Resulta evidente que la vocación de Jerusalén como ciudad de la paz no se ha traducido en una realidad. Después de una docena de guerras y dos sangrientas intifadas. Después de numerosos acuerdos de paz (Camp David, Conferencia de Madrid, Oslo...). Después de innumerables resoluciones de la ONU. Después de la visita de tres papas. «La Santa Sede continúa trabajando incansablemente para promover su visión de Jerusalén como ciudad de paz y lugar donde los judíos, musulmanes y cristianos puedan vivir juntos y ser testigos de un Dios que ama a todos», escribe Neuhaus.
El Vaticano apuesta por una solución negociada que sea fruto del diálogo entre las partes enfrentadas. Una coexistencia pacífica de dos Estados dentro de unas fronteras acordadas entre ellos y reconocidas a nivel internacional.
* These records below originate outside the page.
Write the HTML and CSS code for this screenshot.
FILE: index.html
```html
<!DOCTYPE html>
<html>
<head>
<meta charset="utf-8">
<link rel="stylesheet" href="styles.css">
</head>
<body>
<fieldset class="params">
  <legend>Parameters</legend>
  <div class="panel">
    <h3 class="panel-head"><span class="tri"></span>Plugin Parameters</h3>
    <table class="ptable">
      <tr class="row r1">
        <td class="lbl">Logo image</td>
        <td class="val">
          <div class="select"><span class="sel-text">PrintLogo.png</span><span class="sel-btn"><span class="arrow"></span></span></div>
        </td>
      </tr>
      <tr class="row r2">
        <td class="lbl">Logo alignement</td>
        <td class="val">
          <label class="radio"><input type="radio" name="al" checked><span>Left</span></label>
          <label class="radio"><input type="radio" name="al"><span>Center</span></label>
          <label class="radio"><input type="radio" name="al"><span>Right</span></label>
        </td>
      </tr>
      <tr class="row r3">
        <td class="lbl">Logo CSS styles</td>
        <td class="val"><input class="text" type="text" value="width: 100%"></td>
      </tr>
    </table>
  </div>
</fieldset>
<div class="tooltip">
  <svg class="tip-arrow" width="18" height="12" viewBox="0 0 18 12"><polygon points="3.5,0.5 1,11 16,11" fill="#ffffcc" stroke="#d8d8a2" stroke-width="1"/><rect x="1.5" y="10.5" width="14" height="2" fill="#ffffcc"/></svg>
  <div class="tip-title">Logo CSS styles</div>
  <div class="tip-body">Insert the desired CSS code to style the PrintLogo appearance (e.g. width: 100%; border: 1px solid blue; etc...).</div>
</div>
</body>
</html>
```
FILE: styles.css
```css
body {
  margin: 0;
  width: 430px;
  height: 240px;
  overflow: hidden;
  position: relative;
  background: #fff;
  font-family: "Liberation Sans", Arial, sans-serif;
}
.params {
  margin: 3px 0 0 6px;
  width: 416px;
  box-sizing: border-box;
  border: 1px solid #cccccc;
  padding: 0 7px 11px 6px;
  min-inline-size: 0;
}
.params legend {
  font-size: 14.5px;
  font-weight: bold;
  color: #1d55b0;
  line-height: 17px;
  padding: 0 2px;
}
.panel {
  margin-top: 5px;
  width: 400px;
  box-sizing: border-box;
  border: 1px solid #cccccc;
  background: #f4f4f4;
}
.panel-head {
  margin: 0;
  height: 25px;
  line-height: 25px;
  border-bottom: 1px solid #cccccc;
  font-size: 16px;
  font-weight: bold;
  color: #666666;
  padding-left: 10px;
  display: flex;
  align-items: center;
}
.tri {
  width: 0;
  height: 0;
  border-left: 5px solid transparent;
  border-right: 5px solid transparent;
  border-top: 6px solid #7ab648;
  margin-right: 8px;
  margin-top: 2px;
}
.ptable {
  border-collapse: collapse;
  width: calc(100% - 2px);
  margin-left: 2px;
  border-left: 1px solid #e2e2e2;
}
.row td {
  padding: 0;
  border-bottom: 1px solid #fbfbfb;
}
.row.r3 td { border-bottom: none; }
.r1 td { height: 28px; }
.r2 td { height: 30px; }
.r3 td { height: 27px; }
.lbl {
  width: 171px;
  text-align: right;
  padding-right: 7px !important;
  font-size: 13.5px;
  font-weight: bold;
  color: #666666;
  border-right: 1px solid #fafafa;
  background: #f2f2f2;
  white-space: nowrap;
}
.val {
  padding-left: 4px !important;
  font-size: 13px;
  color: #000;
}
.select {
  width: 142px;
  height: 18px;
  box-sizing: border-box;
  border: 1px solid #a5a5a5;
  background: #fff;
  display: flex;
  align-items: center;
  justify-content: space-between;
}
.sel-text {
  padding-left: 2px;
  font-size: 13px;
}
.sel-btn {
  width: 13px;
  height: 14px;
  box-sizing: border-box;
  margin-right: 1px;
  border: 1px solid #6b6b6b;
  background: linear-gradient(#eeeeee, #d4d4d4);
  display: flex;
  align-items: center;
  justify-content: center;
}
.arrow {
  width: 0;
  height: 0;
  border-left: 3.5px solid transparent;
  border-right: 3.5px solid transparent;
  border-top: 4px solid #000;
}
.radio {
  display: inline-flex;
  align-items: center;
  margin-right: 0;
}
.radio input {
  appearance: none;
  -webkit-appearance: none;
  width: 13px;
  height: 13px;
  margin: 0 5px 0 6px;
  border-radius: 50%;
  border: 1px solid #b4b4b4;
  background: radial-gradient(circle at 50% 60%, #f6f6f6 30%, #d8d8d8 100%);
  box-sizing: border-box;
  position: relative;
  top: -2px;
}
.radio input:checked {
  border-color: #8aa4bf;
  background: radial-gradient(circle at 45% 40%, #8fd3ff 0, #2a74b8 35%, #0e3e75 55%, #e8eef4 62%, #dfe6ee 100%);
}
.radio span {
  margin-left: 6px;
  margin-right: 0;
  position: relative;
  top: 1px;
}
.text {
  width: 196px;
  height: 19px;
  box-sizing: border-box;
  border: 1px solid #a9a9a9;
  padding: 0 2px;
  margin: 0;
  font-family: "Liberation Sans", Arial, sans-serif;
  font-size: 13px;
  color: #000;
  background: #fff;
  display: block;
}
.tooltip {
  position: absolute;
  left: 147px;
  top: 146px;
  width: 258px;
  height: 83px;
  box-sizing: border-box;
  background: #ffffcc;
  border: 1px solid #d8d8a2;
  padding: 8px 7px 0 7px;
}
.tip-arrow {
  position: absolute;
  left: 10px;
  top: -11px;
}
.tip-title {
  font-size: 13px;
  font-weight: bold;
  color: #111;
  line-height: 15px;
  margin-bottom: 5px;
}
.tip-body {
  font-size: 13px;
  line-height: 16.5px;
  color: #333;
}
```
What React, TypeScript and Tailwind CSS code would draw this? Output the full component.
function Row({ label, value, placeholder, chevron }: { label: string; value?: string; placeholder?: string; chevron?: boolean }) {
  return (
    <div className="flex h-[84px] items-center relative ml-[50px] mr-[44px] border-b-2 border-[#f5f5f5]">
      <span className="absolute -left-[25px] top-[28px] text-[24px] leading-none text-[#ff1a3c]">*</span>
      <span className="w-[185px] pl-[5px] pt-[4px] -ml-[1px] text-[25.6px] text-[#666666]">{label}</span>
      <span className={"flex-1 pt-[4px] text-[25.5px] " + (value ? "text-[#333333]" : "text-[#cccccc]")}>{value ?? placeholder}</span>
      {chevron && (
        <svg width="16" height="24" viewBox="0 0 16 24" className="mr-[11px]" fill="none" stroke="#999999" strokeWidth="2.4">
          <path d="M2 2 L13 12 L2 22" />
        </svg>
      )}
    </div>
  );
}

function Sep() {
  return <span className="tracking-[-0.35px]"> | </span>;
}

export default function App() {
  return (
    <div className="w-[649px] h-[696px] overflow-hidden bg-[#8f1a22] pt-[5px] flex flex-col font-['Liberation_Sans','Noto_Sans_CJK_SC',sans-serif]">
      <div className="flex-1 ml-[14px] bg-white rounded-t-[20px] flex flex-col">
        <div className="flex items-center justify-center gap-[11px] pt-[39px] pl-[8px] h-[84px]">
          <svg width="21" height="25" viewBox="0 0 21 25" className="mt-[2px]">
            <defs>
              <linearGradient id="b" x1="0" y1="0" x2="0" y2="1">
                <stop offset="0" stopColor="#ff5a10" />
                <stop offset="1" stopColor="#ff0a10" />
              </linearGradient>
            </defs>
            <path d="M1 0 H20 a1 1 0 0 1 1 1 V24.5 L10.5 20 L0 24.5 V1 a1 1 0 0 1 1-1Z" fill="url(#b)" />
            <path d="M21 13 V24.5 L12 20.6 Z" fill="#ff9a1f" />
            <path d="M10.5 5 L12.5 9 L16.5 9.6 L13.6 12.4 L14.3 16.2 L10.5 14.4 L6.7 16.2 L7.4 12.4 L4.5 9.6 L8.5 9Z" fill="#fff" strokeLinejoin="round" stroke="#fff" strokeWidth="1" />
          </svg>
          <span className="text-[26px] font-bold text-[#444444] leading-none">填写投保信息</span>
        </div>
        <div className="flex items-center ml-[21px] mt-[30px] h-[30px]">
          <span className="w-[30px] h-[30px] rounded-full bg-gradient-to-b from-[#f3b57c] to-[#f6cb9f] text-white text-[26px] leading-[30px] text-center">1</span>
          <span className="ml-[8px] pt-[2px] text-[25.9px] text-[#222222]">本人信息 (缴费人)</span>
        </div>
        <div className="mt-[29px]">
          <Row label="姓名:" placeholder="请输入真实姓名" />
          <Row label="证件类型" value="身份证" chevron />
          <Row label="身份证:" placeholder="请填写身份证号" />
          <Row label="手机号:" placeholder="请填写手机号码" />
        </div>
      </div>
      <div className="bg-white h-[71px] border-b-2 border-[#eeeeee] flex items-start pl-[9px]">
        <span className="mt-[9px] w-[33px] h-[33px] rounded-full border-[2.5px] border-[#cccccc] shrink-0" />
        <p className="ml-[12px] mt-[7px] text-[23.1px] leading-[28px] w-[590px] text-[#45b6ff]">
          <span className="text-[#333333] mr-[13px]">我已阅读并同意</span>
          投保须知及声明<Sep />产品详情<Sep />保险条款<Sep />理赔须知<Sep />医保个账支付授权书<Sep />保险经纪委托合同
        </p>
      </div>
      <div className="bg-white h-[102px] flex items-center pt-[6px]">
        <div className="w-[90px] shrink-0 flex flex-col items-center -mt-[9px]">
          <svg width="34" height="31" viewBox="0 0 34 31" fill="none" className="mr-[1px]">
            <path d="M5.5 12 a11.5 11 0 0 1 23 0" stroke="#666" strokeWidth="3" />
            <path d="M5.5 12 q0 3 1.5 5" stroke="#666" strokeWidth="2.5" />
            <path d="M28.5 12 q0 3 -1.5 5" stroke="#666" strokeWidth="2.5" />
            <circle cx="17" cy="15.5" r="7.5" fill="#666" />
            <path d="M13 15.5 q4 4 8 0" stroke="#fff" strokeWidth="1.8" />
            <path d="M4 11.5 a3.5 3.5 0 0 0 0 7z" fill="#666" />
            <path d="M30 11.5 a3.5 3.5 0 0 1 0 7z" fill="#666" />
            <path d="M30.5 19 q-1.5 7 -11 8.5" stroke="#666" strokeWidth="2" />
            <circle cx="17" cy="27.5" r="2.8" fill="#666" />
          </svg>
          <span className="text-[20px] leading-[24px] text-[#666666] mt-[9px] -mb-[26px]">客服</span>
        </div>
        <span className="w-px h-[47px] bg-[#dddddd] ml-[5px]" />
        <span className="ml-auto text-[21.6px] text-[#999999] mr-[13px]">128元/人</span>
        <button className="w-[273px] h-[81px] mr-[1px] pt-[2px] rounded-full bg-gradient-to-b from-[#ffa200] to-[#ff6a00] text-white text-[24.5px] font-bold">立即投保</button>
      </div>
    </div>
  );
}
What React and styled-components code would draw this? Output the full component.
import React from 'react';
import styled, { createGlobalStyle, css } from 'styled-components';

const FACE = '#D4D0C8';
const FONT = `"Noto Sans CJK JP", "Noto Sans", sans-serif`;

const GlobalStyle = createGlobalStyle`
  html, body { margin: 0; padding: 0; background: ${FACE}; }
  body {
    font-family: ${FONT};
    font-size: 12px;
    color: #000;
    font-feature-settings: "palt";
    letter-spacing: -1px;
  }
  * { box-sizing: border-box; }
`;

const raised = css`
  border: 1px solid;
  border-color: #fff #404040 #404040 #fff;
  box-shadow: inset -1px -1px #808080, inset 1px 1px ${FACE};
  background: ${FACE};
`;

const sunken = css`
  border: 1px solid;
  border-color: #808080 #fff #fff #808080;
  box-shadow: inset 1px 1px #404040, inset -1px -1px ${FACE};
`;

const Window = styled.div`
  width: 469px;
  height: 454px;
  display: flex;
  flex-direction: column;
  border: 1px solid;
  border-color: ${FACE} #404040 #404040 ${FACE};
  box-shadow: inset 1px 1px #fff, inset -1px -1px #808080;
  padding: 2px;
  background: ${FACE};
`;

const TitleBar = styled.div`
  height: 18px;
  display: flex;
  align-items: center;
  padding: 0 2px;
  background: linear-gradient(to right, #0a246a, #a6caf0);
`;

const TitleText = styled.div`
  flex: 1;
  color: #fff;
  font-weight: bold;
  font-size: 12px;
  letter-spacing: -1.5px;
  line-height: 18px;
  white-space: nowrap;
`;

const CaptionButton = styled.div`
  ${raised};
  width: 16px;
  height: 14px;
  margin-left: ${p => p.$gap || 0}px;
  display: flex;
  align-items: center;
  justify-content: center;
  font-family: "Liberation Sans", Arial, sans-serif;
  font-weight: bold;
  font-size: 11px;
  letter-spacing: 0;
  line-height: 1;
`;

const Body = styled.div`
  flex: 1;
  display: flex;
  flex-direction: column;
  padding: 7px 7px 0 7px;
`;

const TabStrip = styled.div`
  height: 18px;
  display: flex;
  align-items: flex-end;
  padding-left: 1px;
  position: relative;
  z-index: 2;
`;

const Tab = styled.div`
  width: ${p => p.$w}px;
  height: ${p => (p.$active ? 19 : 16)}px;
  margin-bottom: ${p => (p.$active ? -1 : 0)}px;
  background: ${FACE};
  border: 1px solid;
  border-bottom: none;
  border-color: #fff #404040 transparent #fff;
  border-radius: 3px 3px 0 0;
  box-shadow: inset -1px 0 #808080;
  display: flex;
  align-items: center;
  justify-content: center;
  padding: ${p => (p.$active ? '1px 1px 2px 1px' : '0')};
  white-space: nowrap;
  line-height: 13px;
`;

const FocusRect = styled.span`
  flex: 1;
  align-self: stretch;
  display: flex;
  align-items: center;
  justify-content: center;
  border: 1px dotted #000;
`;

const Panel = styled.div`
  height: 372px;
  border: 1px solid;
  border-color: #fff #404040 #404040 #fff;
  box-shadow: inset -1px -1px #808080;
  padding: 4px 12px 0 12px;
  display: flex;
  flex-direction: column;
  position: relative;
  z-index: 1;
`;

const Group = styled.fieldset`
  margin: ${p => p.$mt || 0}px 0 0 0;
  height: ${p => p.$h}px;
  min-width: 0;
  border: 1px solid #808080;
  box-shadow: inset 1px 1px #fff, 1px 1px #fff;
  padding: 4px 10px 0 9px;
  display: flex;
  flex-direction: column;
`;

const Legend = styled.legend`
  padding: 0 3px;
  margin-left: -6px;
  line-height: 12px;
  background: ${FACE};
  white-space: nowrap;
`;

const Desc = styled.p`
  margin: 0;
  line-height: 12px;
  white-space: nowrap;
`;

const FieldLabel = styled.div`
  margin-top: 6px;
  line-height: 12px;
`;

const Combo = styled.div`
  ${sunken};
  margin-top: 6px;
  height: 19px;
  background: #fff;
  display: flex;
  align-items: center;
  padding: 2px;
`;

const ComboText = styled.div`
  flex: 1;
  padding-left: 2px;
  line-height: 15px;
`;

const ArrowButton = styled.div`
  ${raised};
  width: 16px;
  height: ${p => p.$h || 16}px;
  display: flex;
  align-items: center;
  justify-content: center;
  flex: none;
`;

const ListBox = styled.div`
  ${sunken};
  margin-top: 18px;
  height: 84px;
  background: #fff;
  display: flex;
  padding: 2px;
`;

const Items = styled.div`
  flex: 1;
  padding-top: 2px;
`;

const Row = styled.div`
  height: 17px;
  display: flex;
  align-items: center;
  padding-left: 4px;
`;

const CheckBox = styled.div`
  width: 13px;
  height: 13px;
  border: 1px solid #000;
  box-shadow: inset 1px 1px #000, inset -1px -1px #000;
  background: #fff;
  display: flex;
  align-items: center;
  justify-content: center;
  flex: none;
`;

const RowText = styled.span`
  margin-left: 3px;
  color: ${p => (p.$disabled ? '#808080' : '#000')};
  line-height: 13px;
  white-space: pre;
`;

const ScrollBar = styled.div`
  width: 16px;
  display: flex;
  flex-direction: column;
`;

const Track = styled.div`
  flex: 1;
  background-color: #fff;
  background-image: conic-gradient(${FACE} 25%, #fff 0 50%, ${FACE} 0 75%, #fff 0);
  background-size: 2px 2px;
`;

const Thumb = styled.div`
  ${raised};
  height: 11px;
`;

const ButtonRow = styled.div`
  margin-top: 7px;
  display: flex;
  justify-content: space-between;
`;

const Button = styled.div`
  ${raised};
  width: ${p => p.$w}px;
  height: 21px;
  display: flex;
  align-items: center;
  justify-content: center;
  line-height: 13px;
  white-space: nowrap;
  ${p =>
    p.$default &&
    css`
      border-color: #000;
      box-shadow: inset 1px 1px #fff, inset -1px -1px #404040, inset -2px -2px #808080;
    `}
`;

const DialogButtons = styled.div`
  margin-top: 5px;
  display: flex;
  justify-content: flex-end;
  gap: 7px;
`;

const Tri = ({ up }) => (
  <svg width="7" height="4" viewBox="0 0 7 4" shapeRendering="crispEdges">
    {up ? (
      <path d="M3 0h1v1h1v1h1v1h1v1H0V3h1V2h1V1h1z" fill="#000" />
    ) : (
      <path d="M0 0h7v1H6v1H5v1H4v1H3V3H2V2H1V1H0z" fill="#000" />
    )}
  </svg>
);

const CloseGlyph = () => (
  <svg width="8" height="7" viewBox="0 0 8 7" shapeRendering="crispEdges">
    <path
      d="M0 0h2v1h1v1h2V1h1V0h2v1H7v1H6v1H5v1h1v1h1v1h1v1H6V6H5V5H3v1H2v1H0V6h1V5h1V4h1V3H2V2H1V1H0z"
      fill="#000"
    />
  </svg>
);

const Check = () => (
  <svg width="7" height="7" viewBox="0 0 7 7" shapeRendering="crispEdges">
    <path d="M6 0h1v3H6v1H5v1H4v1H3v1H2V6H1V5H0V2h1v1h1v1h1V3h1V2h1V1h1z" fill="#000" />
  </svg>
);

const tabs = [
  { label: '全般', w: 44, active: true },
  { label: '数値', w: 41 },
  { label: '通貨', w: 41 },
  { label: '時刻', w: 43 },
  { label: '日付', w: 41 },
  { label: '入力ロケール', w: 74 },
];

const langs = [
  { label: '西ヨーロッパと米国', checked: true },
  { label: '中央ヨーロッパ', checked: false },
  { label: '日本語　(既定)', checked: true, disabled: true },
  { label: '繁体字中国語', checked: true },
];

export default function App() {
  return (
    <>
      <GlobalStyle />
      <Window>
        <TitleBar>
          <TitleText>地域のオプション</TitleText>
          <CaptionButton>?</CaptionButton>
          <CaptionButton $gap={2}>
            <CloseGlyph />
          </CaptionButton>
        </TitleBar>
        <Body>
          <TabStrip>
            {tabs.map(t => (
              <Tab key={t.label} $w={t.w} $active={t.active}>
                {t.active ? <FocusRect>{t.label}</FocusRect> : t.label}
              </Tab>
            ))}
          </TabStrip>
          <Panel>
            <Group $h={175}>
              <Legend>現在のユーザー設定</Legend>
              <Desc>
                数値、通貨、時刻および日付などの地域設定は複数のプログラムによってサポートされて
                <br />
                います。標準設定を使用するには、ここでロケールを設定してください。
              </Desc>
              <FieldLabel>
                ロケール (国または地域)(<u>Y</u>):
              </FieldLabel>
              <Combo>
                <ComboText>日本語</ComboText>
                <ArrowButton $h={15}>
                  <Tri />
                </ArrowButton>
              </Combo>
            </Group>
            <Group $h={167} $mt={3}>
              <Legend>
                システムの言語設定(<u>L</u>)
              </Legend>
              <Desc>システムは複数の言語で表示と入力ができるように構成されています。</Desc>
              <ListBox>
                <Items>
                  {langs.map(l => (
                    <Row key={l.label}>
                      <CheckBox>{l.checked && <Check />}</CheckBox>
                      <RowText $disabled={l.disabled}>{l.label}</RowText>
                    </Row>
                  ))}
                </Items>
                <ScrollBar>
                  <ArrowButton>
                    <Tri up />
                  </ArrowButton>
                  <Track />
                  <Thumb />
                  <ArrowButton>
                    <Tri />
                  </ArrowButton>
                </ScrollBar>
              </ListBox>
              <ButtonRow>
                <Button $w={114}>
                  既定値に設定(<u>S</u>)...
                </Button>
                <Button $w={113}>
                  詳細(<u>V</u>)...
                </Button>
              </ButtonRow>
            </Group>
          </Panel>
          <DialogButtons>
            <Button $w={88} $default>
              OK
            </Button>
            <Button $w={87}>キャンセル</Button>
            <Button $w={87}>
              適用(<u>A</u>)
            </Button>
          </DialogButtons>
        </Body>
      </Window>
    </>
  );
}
Respetando el 'statu quo' de Jerusalén. Bajo esa doctrina se han pronunciado en los últimos días los líderes religiosos de Oriente Próximo en un frente común, que ha defendido los derechos de las religiones monoteístas y los derechos nacionales de los palestinos. Un movimiento como el que pretende Trump, desde un enfoque exclusivista y unilateral, rompería el frágil equilibro. Jerusalén tiene que ser una ciudad compartida y abierta a todos. También en términos de soberanía. Nadie se puede arrogar un 'mandato de dios' para defender sus reivindicaciones. He vuelto a releer el libro 'Mi tierra prometida. Triunfo y tragedia de Israel', (editorial Debate), en el que Ari Shavit rememora la llegada de los pioneros judíos, antes de las sucesivas aliya, las inmigraciones sistemáticas, con la convicción de que había sitio para todos. Entonces era un romanticismo humanista. Ahora es una obligación avalada por el Derecho internacional. No hay otro camino. Alguien se lo debería regalar a Benyamin Netanyahu.